Maybe, considering the sizable cop of Spider-era David Bowie the band embraces on any of their three Touch and Go releases. Which is really okay, because the guitar buzz is the defining, shining vehicle for LHOB; a grinding, impermeable rip that carries on relentlessly as vocalist Fenderblast purrs velvety like he was Richard Butler/David Bowie with a healthy drug problem.

It's an ancient stance but to its credit, the Lee Harvey Oswald Band, like its namesake, clearly came to take no prisoners. The music is purely acid-tinged rawk with a giant head bob to the glitter era, when Sweet and Slade were really good, even without the doofy faux-drag gitups.
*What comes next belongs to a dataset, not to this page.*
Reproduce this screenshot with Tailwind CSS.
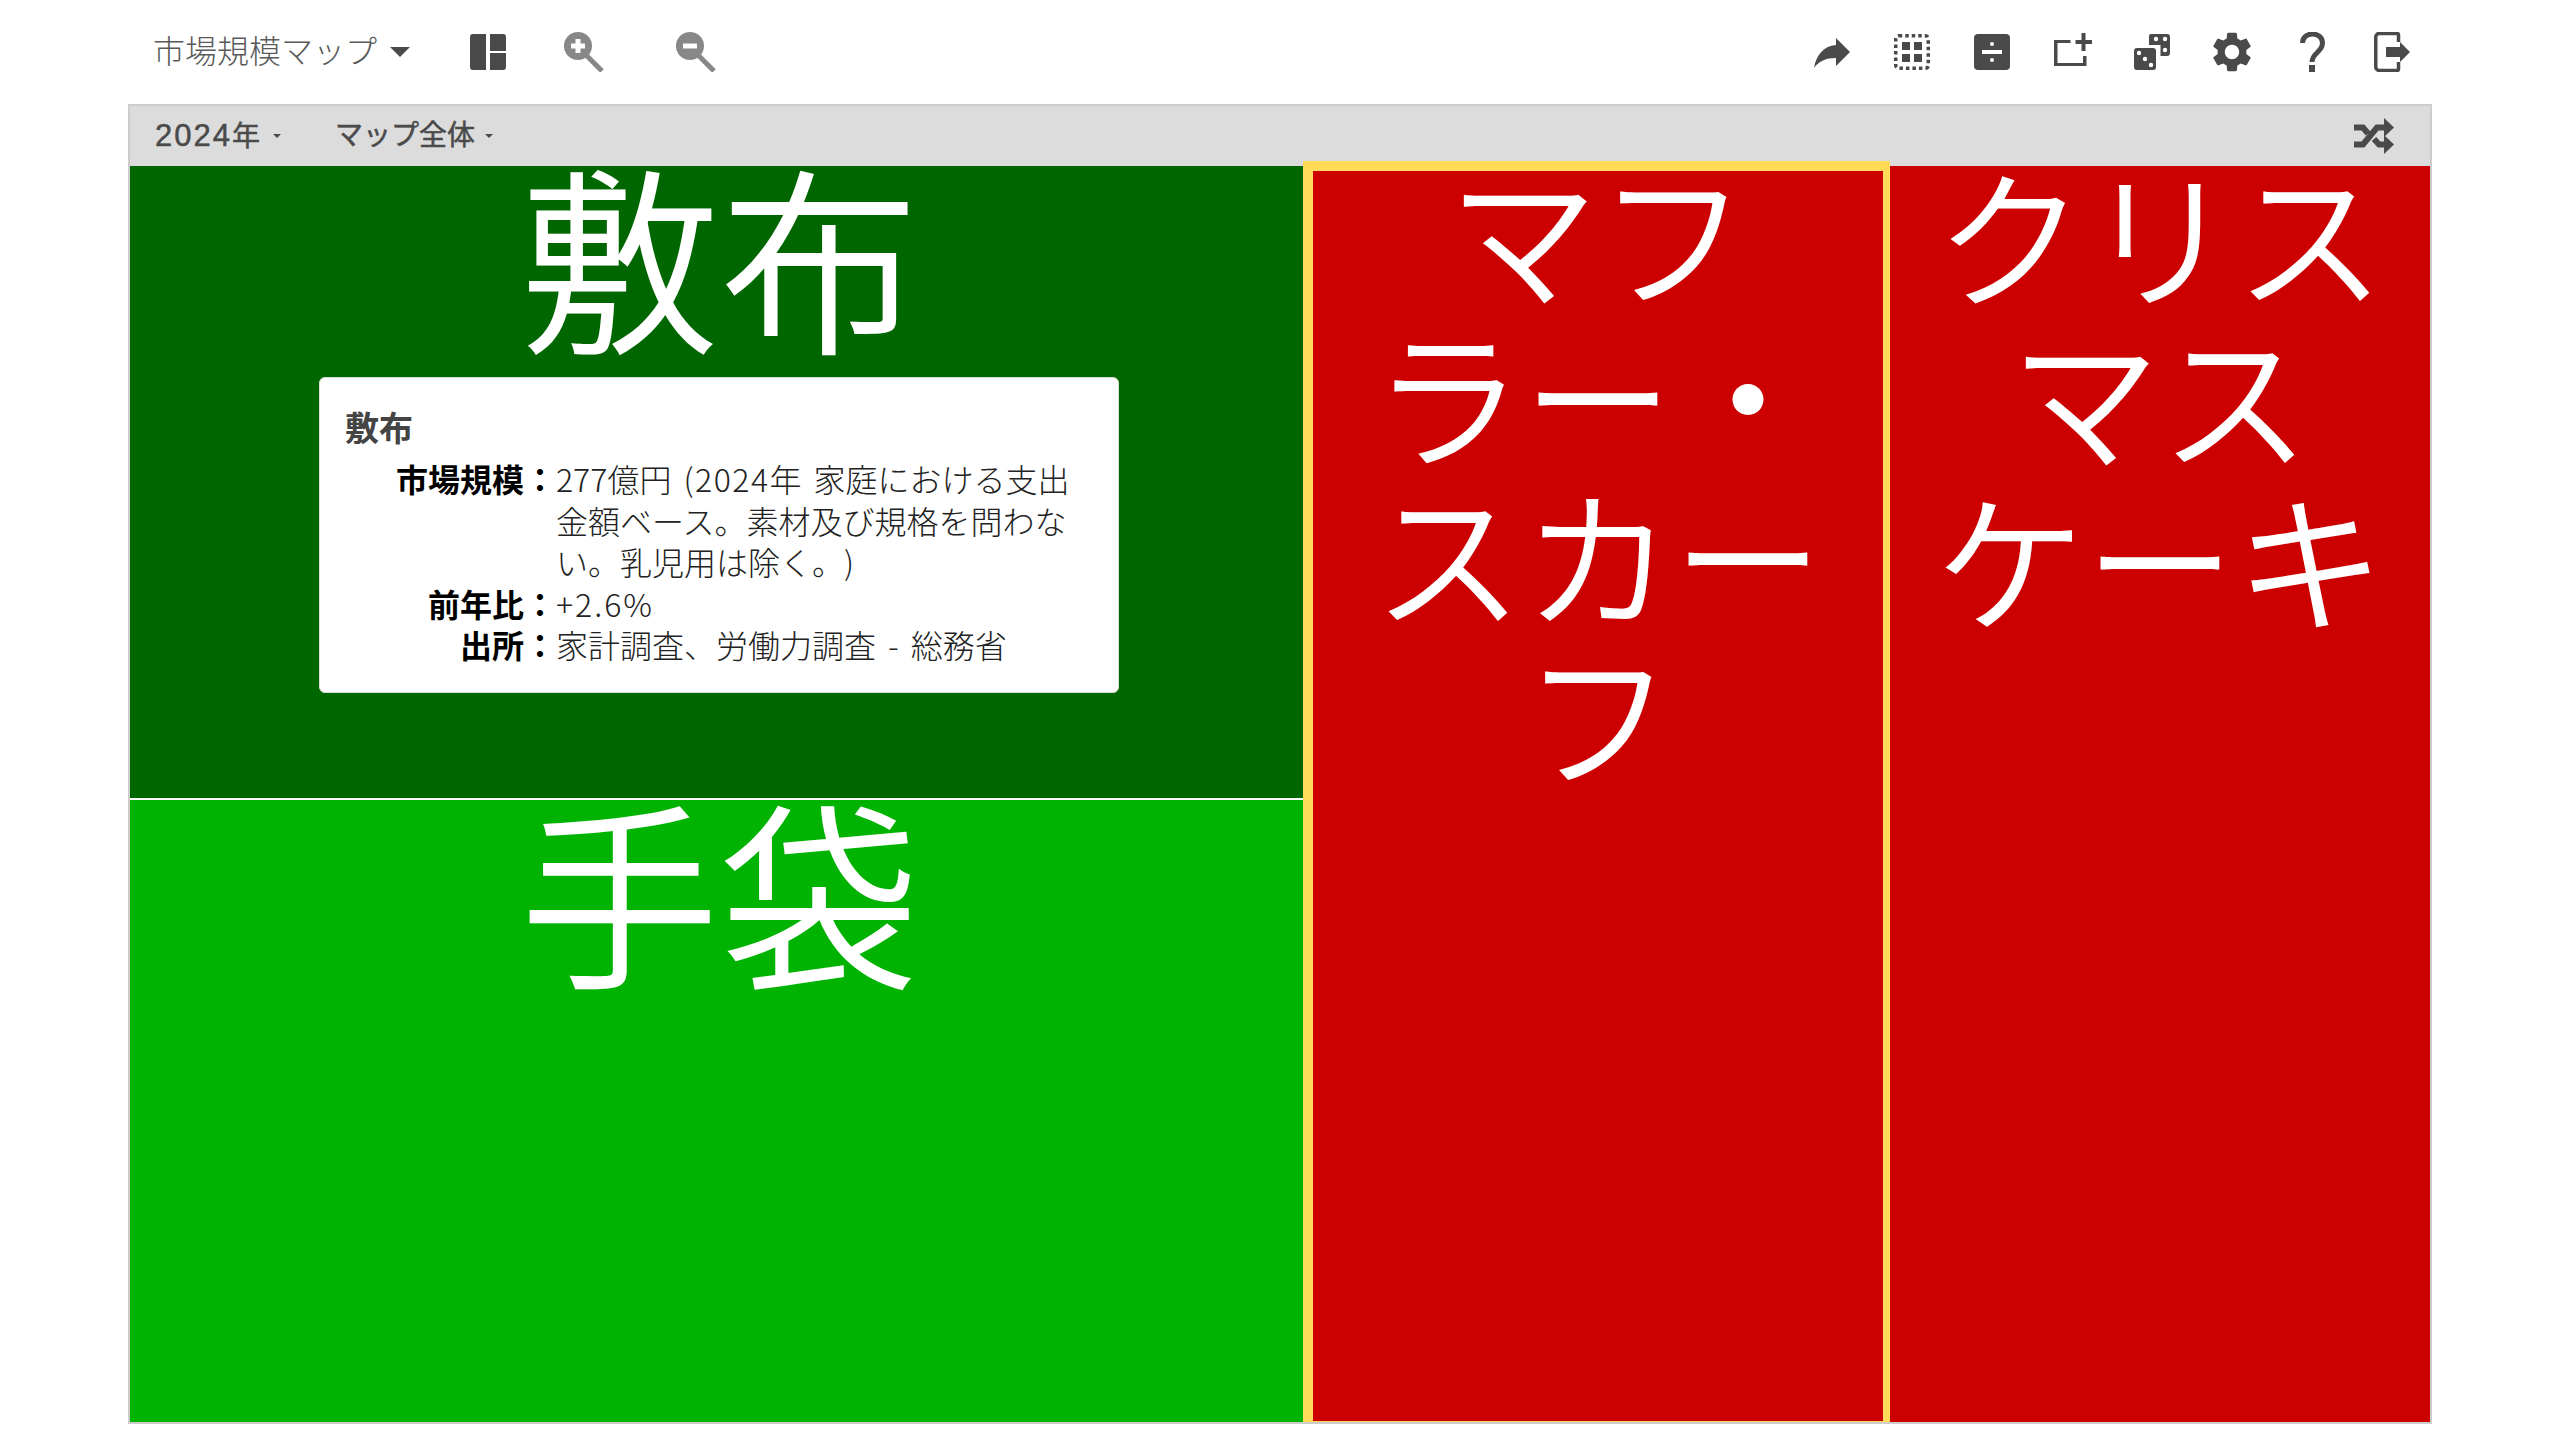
<!doctype html>
<html lang="ja">
<head>
<meta charset="utf-8">
<title>市場規模マップ</title>
<script src="https://cdn.jsdelivr.net/npm/@tailwindcss/browser@4"></script>
</head>
<body class="bg-white font-['Liberation_Sans','Noto_Sans_CJK_JP',sans-serif]">
<div class="w-[2560px] h-[1440px] px-[128px] flex flex-col">

  <!-- toolbar -->
  <div class="h-[104px] flex items-center pl-[25px] pr-[22px] text-[#4a4a4a]">
    <span class="text-[32px] font-light text-[#5a5a5a]">市場規模マップ</span>
    <span class="ml-[13px] w-0 h-0 border-x-[10px] border-x-transparent border-t-[10px] border-t-[#4a4a4a]"></span>
    <svg class="ml-[60px]" width="36" height="36" viewBox="0 0 36 36" fill="#4a4a4a"><path d="M3 0h13v36H3a3 3 0 0 1-3-3V3a3 3 0 0 1 3-3zM20 0h13a3 3 0 0 1 3 3v14H20zM20 19h16v14a3 3 0 0 1-3 3H20z"/></svg>
    <svg class="ml-[58px]" width="40" height="40" viewBox="0 0 40 40"><circle cx="14" cy="14" r="14" fill="#888"/><path d="M22 23l16 16" stroke="#888" stroke-width="5"/><path d="M14 7v14M7 14h14" stroke="#fff" stroke-width="5"/></svg>
    <svg class="ml-[72px]" width="40" height="40" viewBox="0 0 40 40"><circle cx="14" cy="14" r="14" fill="#888"/><path d="M22 23l16 16" stroke="#888" stroke-width="5"/><path d="M7 14h14" stroke="#fff" stroke-width="5"/></svg>

    <div class="ml-auto flex items-center">
      <svg width="36" height="36" viewBox="0 0 36 36" fill="#4a4a4a"><path d="M22 4l14 14-14 14V24C12 24 5 27 0 34 2 22 9 12 22 11z"/></svg>
      <svg class="ml-[44px]" width="36" height="36" viewBox="0 0 36 36"><rect x="1.750" y="1.750" width="32.500" height="32.500" rx="3" fill="none" stroke="#4a4a4a" stroke-width="3.500" stroke-dasharray="3.500 3"/><path d="M8 8h8v8H8zM20 8h8v8h-8zM8 20h8v8H8zM20 20h8v8h-8z" fill="#4a4a4a"/></svg>
      <svg class="ml-[44px]" width="36" height="36" viewBox="0 0 36 36"><rect width="36" height="36" rx="4" fill="#4a4a4a"/><path d="M8 16h20v4H8z" fill="#fff"/><circle cx="18" cy="10" r="2" fill="#fff"/><circle cx="18" cy="26" r="2" fill="#fff"/></svg>
      <svg class="ml-[44px]" width="38" height="38" viewBox="0 0 38 38" fill="#4a4a4a"><path d="M0 7h16.500v3H3.500v20h25.500V23h3.500v10H0z"/><path d="M27.500 0h4v7h6.500v4h-6.500v7h-4v-7h-6v-4h6z"/></svg>
      <svg class="ml-[42px]" width="36" height="36" viewBox="0 0 36 36" fill="#4a4a4a"><path d="M17 0h16a3 3 0 0 1 3 3v16a3 3 0 0 1-3 3h-6.500V11H15V2a2 2 0 0 1 2-2z"/><rect y="14" width="22" height="22" rx="3"/><g fill="#fff"><circle cx="22" cy="5" r="2.200"/><circle cx="31" cy="5" r="2.200"/><circle cx="31" cy="16" r="2.200"/><circle cx="5" cy="19" r="2.200"/><circle cx="11" cy="25" r="2.200"/><circle cx="17" cy="31" r="2.200"/></g></svg>
      <svg class="ml-[42px]" width="40" height="40" viewBox="2.400 2 19.200 20" fill="#4a4a4a"><path d="M19.140 12.940c.04-.3.06-.61.06-.94 0-.32-.02-.64-.07-.94l2.030-1.580c.18-.14.23-.41.12-.61l-1.920-3.320c-.12-.22-.37-.29-.59-.22l-2.390.96c-.5-.38-1.030-.7-1.620-.94l-.36-2.540c-.04-.24-.24-.41-.48-.41h-3.840c-.24 0-.43.17-.47.41l-.36 2.540c-.59.24-1.130.57-1.620.94l-2.390-.96c-.22-.08-.47 0-.59.22L2.740 8.870c-.12.21-.08.47.12.61l2.030 1.580c-.05.3-.09.63-.09.94s.02.64.07.94l-2.030 1.580c-.18.14-.23.41-.12.61l1.920 3.320c.12.22.37.29.59.22l2.390-.96c.5.38 1.030.7 1.620.94l.36 2.540c.05.24.24.41.48.41h3.840c.24 0 .44-.17.47-.41l.36-2.540c.59-.24 1.130-.56 1.620-.94l2.390.96c.22.08.47 0 .59-.22l1.920-3.320c.12-.22.07-.47-.12-.61l-2.010-1.580zM12 15.600c-1.980 0-3.600-1.620-3.600-3.600s1.620-3.600 3.600-3.600 3.600 1.620 3.600 3.600-1.620 3.600-3.600 3.600z"/></svg>
      <svg class="ml-[48px]" width="25" height="40" viewBox="0 0 25 40" fill="none"><path d="M2.500 11C2.500-1 22.500-1 22.500 11 22.500 20 12 21 12 30" stroke="#4a4a4a" stroke-width="5"/><path d="M9 33h6v7H9z" fill="#4a4a4a"/></svg>
      <svg class="ml-[49px]" width="36" height="40" viewBox="0 0 36 40" fill="none"><path d="M24.500 10V3a1.500 1.500 0 0 0-1.500-1.500H5A3.500 3.500 0 0 0 1.750 5v30A3.500 3.500 0 0 0 5 38.500h18a1.500 1.500 0 0 0 1.500-1.500v-7" stroke="#4a4a4a" stroke-width="3.500"/><path d="M12 15h14V10l10 10-10 10v-5H12z" fill="#4a4a4a"/></svg>
    </div>
  </div>

  <!-- map frame -->
  <div class="flex-1 mb-[16px] border-2 border-[#ccc] flex flex-col">
    <div class="h-[60px] bg-[#dcdcdc] flex items-center pl-[25px] pr-[36px] text-[#4a4a4a] [-webkit-text-stroke:0.5px_#4a4a4a]">
      <span class="text-[31px] tracking-[2px]">2024<span class="text-[28px] tracking-normal">年</span></span>
      <span class="ml-[13px] w-0 h-0 border-x-[4px] border-x-transparent border-t-[4px] border-t-[#4a4a4a]"></span>
      <span class="ml-[54px] text-[28px]">マップ全体</span>
      <span class="ml-[10px] w-0 h-0 border-x-[4px] border-x-transparent border-t-[4px] border-t-[#4a4a4a]"></span>
      <svg class="ml-auto" width="40" height="36" viewBox="0 0 40 36"><path d="M0 26.500h9L23 9.500h8M0 9.500h9l5 6M20 21l5 5.500h6" fill="none" stroke="#4a4a4a" stroke-width="6"/><path d="M30 0l10 9.500-10 9.500zM30 17l10 9.500-10 9.500z" fill="#4a4a4a"/></svg>
    </div>
    <div class="flex-1 flex font-['Noto_Sans_CJK_JP',sans-serif] font-[350]">
      <div class="w-[1173px] flex flex-col">
        <div class="relative h-[634px] bg-[#006600] border-b-2 border-b-white flex justify-center pl-[6px] text-white text-[200px] leading-[200px]">
          <span class="-mt-[14px] h-[200px]">敷布</span>
          <!-- tooltip -->
          <div class="absolute left-[189px] top-[211px] w-[800px] h-[316px] bg-white rounded-[6px] border border-[#ddd] px-[25px] pt-[28px] text-[#333] font-normal [text-spacing-trim:space-all] [word-spacing:5px]">
            <div class="text-[34px] leading-[42px] font-bold text-[#444]">敷布</div>
            <div class="mt-[10px] grid grid-cols-[211px_1fr] text-[32px] leading-[41.500px] text-[#222]">
              <div class="font-bold text-right text-black">市場規模：</div><div class="w-[520px] font-light"><span>277</span>億円 <span class="tracking-[1.500px]">(2024</span>年 家庭における支出金額ベース。素材及び規格を問わない。乳児用は除く。)</div>
              <div class="font-bold text-right text-black">前年比：</div><div class="font-light tracking-[2px]">+2.6%</div>
              <div class="font-bold text-right text-black">出所：</div><div class="font-light">家計調査、労働力調査 - 総務省</div>
            </div>
          </div>
        </div>
        <div class="flex-1 bg-[#00b300] flex justify-center pl-[6px] text-white text-[200px] leading-[200px]">
          <span class="-mt-[13px] h-[200px]">手袋</span>
        </div>
      </div>
      <div class="w-[587px] -mt-[5px] bg-[#cc0000] border-solid border-t-[10px] border-l-[10px] border-r-[7px] border-b-[1px] border-[#ffdb58] text-white text-[150px] leading-[160px] text-center">
        <div class="-mt-[19px]">マフ<br>ラー・<br>スカー<br>フ</div>
      </div>
      <div class="w-[540px] bg-[#cc0000] text-white text-[150px] leading-[162px] text-center">
        <div class="-mt-[15px]">クリス<br>マス<br>ケーキ</div>
      </div>
    </div>
  </div>
</div>
</body>
</html>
Indeed, LHOB have taken the wild ride, one where even tokens aren't accepted and just the prospect of an interview is cause for some kind of problem. The drummer weaves tales without any provocation. Some make sense, some don't. Like a high school shop dropout, he often loses his train of thought.

Through this roundabout manner of question/answer, it is discovered that the guitarist in the Lee Harvey Oswald band used to play with a British band (“Not a very good one”), the band enjoys pita bread and hummus on its rider (“The food has to jive with your system while you're jumping up and down and inhaling smoke bombs”) and has a new album out, Blastronaut, that they think is pretty cool (“I don't think there has ever been a band that is more intent on pleasing themselves than Lee Harvey”...?).

“We had an interviewer from Spin ask us what our goals were,” Meat blurts out without any prompting. “The interviewer asked us what our goals were. So our bass player said he'd like to be in the interviewer's pants in about a half an hour. I don't blame him—she was hot. But she threw a lava lamp at him.”

“I don't know if it was her boss or whoever, but some guy walking by the office saw it, freaked out and gets in our face. I was seriously afraid we were gonna have to kick his ass. Finally we were able to explain what happened and he fired the chick on the spot.”

He chuckled with a snort.

“Who cares? She was an intern.”

LHOB has been sometimes labeled, via their well-derived music, as '70s rock rips; taking the searing riffs that Mick Ronson or Steve Hunter used and turning up the fuzz.

Meat agreed to an extent, but drew the line at being lumped in with walking clichés Redd Kross.

“I mean, we take pop icons and glue them to ourselves,” James said. “And when you think about it, a cliché is something that started out really good [and] has been turned into something bad through repetition.”

He stopped and let out a sigh. Long silence.

“Where was I?”

Finally, the talk turns to touring and the low profile that LHOB has been forced to take regarding that vital promotional tool. Some have said the band opened for Sonic Youth during an early '90s European tour, but nobody has come forth and said they actually saw LHOB play a single gig. It would be fair to say that shows have been few and maybe nonexistent. But Meat insists the band has been well traveled.

“The best place to play is Indiana... I mean the whole state is void of anything. When you are watching a sitcom and somebody wants to come up with a nowhere place... I mean, Idaho is cool compared to Indiana.”

He's clearly on a roll, warming up quickly to travel tales. But just as quickly, he is speaking of culture and his dismay with any kind of punk rock formality.

“Everybody wants to play to mohawks, people with tattoos and piercings,” he rants breathlessly. “But we could care less. We would rather broad-side people. Everybody is so jaded now. I mean, you meet a girl with a pierced nipple or something.”

“After you talk about the hole in her nipple, where do you go with it? You've got nothing.”